Despite Taylor’s argument of supervisory role as indicated in the budget law, the court had repeatedly said appropriation of subsidy for the LMA under the office of VP Taylor does not in any way confer authority on her to impose sanctions and take judicial decisions as she did by unilaterally suspending the elected officers.  Since its inception as a public entity in 2010 by an Act of the Legislature, the LMA has operated under the supervision of the Executive Branch, with budgetary appropriations placed under the office of the Vice President.

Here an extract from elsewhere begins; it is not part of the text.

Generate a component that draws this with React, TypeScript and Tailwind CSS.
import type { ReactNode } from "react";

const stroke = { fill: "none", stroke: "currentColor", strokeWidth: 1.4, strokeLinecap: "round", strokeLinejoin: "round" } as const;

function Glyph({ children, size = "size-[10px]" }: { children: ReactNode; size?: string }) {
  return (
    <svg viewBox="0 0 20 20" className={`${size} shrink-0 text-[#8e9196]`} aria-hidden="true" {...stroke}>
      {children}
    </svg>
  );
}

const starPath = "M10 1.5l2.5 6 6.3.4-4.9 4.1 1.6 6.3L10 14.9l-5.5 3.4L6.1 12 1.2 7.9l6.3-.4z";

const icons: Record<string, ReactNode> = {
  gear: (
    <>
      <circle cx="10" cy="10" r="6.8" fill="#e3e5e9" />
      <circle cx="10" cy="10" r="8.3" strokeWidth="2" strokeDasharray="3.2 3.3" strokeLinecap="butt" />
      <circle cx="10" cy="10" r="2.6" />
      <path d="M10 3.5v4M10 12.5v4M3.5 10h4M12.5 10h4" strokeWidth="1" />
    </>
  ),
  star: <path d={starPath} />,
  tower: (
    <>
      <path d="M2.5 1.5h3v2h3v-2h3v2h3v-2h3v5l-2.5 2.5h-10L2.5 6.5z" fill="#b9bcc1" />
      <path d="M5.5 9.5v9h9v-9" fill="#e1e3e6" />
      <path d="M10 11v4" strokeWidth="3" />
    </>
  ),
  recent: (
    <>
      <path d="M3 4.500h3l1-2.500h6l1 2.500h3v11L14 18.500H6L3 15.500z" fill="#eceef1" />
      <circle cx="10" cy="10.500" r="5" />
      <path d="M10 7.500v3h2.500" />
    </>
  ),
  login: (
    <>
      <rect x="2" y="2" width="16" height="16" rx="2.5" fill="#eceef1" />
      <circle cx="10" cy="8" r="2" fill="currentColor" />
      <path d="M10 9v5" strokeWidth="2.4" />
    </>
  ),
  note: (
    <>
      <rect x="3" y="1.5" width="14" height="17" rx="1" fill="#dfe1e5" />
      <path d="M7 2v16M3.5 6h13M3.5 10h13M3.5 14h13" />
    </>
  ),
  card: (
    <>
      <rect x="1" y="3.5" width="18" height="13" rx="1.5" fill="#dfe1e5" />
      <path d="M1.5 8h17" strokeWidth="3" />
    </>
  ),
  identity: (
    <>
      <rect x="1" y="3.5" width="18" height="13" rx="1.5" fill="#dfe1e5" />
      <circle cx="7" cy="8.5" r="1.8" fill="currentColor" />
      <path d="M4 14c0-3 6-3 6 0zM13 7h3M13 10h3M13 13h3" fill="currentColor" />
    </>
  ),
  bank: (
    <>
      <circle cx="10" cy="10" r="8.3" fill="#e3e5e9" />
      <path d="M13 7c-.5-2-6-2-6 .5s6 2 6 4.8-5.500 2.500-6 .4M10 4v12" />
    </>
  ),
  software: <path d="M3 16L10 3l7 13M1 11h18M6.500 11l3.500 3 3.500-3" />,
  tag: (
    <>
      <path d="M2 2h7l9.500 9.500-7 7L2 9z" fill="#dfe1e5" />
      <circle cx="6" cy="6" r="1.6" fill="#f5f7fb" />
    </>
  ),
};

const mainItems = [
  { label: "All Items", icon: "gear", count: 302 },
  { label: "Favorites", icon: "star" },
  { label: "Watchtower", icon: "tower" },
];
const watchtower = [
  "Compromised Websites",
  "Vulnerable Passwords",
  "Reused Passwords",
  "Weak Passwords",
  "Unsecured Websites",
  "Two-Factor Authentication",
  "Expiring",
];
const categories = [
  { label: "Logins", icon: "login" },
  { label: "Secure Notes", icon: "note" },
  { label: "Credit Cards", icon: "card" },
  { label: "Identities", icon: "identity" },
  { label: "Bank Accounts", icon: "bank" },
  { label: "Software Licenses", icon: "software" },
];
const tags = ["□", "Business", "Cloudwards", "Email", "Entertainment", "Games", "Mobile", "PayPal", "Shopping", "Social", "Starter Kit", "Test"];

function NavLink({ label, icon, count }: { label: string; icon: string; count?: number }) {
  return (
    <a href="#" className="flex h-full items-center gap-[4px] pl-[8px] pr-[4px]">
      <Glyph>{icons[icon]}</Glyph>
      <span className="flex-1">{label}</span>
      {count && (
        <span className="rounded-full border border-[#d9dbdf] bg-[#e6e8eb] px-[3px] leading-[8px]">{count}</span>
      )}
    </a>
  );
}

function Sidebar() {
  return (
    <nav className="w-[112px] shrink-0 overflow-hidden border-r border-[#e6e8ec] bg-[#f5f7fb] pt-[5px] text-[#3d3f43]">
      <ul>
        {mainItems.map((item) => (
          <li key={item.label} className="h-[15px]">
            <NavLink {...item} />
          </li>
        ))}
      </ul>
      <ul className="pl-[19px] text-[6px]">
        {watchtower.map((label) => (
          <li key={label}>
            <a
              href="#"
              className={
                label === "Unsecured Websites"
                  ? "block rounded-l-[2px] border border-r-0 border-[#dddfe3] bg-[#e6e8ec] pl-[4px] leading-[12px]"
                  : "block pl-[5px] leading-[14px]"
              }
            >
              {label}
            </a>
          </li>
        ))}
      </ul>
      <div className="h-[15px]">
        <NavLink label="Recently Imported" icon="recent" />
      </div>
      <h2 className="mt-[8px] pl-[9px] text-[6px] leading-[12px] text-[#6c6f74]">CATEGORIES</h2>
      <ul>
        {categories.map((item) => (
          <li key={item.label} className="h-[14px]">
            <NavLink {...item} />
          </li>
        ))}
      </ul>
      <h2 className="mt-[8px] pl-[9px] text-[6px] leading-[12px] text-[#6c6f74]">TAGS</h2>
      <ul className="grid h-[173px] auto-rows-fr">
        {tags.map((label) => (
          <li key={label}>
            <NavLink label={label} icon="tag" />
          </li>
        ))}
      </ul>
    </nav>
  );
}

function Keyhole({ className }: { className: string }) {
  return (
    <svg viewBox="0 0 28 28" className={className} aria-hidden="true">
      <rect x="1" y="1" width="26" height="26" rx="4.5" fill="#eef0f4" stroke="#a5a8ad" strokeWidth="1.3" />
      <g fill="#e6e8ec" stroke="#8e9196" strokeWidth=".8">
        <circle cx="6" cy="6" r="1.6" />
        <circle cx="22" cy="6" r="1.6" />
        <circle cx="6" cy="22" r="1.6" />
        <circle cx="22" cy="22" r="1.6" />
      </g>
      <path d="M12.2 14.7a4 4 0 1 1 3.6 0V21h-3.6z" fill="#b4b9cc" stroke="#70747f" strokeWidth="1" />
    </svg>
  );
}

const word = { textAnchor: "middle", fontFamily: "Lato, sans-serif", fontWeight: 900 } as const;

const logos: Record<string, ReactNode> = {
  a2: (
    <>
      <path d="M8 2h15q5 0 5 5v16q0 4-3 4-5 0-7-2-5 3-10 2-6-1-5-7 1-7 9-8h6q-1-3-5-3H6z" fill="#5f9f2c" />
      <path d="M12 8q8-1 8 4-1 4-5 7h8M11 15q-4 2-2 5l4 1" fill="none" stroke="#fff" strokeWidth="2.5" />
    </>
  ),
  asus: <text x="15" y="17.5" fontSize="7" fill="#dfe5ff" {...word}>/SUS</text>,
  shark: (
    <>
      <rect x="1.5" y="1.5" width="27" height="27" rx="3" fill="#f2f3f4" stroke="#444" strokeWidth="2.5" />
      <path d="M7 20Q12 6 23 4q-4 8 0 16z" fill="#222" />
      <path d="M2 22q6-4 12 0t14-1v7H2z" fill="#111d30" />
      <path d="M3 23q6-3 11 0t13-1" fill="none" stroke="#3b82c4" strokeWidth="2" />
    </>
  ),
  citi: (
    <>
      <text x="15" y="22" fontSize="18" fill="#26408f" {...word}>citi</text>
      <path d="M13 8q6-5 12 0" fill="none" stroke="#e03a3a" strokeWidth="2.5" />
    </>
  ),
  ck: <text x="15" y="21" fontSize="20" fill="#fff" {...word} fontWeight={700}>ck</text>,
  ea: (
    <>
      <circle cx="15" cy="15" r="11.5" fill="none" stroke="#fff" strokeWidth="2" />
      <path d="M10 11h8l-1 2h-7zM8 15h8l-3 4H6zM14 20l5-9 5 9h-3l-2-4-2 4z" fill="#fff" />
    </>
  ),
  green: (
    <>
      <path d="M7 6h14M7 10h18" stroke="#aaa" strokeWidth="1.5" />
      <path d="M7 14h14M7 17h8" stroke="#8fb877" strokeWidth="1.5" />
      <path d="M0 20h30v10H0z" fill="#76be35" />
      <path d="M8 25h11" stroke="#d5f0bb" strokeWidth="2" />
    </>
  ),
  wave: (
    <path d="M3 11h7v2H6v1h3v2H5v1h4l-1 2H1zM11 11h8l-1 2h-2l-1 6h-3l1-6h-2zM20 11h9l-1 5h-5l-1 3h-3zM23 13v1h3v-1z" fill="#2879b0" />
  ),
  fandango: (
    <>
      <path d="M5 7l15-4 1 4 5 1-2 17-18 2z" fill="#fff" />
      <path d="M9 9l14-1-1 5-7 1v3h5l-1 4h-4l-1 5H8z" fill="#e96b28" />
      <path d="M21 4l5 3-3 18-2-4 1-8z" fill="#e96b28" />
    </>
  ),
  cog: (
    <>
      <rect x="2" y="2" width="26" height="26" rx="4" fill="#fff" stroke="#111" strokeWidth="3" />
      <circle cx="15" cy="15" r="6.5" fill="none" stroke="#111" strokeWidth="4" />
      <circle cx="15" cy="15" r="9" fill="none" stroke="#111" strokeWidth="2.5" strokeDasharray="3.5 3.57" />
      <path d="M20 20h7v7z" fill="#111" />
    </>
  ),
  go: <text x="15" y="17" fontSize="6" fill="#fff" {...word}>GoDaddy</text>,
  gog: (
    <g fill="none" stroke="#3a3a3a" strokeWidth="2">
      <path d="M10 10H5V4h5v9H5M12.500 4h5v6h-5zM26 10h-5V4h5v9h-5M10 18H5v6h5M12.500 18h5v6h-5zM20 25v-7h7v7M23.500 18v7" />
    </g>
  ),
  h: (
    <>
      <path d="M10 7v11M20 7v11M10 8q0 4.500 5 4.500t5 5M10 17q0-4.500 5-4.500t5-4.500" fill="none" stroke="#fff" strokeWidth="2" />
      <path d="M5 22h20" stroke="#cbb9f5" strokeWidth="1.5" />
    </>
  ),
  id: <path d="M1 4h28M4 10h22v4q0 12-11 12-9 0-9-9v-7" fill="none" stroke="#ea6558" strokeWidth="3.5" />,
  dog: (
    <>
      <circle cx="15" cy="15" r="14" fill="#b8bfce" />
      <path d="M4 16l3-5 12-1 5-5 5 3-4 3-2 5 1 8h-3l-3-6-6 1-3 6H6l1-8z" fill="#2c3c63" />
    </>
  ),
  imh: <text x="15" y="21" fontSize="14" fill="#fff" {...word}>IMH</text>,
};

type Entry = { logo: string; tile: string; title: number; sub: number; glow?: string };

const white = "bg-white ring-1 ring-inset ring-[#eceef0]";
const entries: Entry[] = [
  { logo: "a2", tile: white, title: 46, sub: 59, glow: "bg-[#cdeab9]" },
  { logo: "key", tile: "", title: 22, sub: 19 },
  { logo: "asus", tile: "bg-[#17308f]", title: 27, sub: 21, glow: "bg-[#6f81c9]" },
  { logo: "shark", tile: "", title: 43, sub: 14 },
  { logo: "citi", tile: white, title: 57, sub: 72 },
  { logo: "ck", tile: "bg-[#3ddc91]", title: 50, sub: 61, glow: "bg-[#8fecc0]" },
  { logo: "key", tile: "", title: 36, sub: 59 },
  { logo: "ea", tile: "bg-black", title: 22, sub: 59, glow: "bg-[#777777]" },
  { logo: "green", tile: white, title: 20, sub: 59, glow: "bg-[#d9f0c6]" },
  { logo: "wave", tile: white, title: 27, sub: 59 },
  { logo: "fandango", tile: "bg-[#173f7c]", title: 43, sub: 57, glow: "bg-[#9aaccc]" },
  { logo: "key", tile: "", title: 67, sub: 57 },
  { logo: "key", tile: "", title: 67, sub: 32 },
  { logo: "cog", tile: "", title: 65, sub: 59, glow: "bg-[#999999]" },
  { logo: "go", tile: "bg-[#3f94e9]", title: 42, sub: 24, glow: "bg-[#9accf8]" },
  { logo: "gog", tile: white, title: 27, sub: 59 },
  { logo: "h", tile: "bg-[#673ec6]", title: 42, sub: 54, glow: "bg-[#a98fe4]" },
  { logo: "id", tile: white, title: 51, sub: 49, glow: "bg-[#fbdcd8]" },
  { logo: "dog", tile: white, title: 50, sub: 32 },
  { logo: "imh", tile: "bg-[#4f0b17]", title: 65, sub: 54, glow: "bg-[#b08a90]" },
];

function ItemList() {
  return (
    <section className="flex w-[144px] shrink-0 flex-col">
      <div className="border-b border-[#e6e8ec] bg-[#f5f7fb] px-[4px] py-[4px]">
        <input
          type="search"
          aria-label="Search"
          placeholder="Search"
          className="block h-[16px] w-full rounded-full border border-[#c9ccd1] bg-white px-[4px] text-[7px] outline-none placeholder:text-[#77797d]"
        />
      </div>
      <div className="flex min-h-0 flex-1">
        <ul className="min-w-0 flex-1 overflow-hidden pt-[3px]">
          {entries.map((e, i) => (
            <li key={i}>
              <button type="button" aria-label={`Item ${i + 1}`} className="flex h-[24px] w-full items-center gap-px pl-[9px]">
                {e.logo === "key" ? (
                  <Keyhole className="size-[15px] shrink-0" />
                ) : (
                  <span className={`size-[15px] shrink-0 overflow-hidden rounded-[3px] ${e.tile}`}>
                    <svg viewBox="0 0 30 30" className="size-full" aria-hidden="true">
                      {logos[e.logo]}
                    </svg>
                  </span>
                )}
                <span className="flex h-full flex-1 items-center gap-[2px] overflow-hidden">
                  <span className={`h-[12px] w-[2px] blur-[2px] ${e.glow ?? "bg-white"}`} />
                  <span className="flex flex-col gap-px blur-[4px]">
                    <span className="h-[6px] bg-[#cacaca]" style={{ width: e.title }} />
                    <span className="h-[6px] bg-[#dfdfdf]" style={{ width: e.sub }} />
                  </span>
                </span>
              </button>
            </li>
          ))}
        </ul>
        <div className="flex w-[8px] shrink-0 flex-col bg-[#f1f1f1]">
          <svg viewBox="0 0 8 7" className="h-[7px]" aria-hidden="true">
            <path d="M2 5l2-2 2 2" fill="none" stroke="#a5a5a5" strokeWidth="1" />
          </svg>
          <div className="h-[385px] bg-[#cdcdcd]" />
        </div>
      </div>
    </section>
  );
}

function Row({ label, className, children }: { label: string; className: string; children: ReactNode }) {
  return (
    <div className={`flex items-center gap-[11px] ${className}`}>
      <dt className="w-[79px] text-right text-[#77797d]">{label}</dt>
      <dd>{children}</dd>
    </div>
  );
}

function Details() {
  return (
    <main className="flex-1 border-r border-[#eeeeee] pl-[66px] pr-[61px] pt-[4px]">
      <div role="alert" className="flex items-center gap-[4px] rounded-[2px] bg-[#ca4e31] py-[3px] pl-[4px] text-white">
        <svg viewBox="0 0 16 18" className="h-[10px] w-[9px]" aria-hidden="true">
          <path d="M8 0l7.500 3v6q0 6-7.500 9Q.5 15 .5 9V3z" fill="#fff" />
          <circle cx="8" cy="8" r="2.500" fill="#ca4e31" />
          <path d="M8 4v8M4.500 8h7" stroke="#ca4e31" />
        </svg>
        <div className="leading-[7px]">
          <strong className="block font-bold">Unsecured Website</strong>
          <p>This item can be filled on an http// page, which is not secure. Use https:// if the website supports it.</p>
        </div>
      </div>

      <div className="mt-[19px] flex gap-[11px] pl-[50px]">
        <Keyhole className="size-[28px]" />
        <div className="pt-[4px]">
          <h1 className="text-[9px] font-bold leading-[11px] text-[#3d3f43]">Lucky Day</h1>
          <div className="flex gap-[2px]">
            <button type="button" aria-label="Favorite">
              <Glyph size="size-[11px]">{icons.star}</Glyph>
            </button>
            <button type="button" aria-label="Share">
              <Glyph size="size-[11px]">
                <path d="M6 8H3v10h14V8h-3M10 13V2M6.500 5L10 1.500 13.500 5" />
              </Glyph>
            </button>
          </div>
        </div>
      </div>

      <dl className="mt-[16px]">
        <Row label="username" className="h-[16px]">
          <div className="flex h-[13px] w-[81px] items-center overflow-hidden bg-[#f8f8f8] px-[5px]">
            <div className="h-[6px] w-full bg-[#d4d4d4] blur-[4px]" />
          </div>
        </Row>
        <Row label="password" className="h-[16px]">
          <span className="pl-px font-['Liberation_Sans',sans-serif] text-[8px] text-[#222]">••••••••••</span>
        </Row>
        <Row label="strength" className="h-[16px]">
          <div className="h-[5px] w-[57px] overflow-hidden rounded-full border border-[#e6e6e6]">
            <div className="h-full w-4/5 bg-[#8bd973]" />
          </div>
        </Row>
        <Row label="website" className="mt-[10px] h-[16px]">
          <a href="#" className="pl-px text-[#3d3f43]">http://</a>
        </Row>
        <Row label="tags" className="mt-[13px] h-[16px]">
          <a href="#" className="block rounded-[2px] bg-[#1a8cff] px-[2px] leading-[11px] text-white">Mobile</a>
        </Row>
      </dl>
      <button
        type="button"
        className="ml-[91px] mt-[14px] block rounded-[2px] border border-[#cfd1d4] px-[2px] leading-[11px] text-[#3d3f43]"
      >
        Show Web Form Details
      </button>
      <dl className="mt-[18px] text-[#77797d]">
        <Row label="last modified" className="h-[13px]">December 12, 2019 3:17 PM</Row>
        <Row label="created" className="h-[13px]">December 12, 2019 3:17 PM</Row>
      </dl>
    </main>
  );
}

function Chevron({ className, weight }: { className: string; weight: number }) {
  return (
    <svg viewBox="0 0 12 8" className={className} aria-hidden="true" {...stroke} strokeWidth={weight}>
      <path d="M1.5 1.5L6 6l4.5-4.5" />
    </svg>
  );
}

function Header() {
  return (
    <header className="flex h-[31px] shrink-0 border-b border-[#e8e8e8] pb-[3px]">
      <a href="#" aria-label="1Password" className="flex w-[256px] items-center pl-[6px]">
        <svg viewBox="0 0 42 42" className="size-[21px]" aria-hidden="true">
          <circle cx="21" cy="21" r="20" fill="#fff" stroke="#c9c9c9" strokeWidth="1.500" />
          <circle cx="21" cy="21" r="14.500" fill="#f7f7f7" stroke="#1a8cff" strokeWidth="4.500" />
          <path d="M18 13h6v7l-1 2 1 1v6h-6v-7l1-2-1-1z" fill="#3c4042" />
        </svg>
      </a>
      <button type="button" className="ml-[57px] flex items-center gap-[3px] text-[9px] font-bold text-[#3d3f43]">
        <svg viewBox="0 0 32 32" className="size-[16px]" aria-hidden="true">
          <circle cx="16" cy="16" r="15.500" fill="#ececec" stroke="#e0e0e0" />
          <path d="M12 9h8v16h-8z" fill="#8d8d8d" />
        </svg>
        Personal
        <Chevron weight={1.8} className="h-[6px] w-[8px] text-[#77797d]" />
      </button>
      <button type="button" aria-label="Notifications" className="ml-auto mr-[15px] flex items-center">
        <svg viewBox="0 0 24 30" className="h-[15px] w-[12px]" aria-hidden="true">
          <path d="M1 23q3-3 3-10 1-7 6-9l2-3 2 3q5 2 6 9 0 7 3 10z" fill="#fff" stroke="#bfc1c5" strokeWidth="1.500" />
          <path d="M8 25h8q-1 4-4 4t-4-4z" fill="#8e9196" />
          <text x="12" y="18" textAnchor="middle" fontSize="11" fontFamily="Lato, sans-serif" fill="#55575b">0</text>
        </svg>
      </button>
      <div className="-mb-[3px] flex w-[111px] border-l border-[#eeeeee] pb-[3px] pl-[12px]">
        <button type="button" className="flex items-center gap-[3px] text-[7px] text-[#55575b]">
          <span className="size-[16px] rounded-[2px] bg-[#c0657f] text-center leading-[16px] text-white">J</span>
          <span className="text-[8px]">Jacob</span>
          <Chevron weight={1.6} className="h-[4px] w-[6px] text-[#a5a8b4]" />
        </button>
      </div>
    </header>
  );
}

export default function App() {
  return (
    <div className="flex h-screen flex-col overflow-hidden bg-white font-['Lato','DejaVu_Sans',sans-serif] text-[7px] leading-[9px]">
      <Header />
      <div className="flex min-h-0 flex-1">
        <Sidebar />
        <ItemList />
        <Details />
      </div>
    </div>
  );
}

With the court’s interpretation of the 2010 Act, VP Taylor had also accused the leadership of financial mismanagement and administrative malpractices, arguing that she was within the confines of the law to order the suspension of the elected officers pending the outcome of the audit by the General Auditing Commission (GAC).

VP Taylor had said that she wants to ensure peace, transparency, and accountability within the LMA, and also to prevent events inimical to national peace and security. However, Justice Kaba warned her of interfering with the LMA.

Madam Yeebahn was elected in 2017, at the Association’s convention in Grand Bassa County, but was ordered suspended by the Vice President Taylor on August 26, 2018, based on a complaint from some aggrieved members.

Madam Lusu Sloan, who is to testify in the case between the leadership of Madam Yeebahn and VP Taylor, was once accused of election irregularity when she chaired the special election commission.  Despite complaint that the election had irregularities and was fraudulent, she went ahead to induct Madam Yeebahn and other elected officials in a bid to turn her authority to Yeebahn.

Madam Sloan’s action prompted the aggrieved party by then to seek a stay order from the Civil Law Court pending the outcome of an investigation of allegations of fraud, of which complaint the court denied.

Sloan was also accused of preventing the court from exercising its authority when the court officers were in the process of serving the stay order at the induction ceremony, a claim that she denied.

It is Sloan whose testimony  against Yeebahn Taylor has asked for but, the question that lingers is, will Sloan be prepared to testify against her close friend?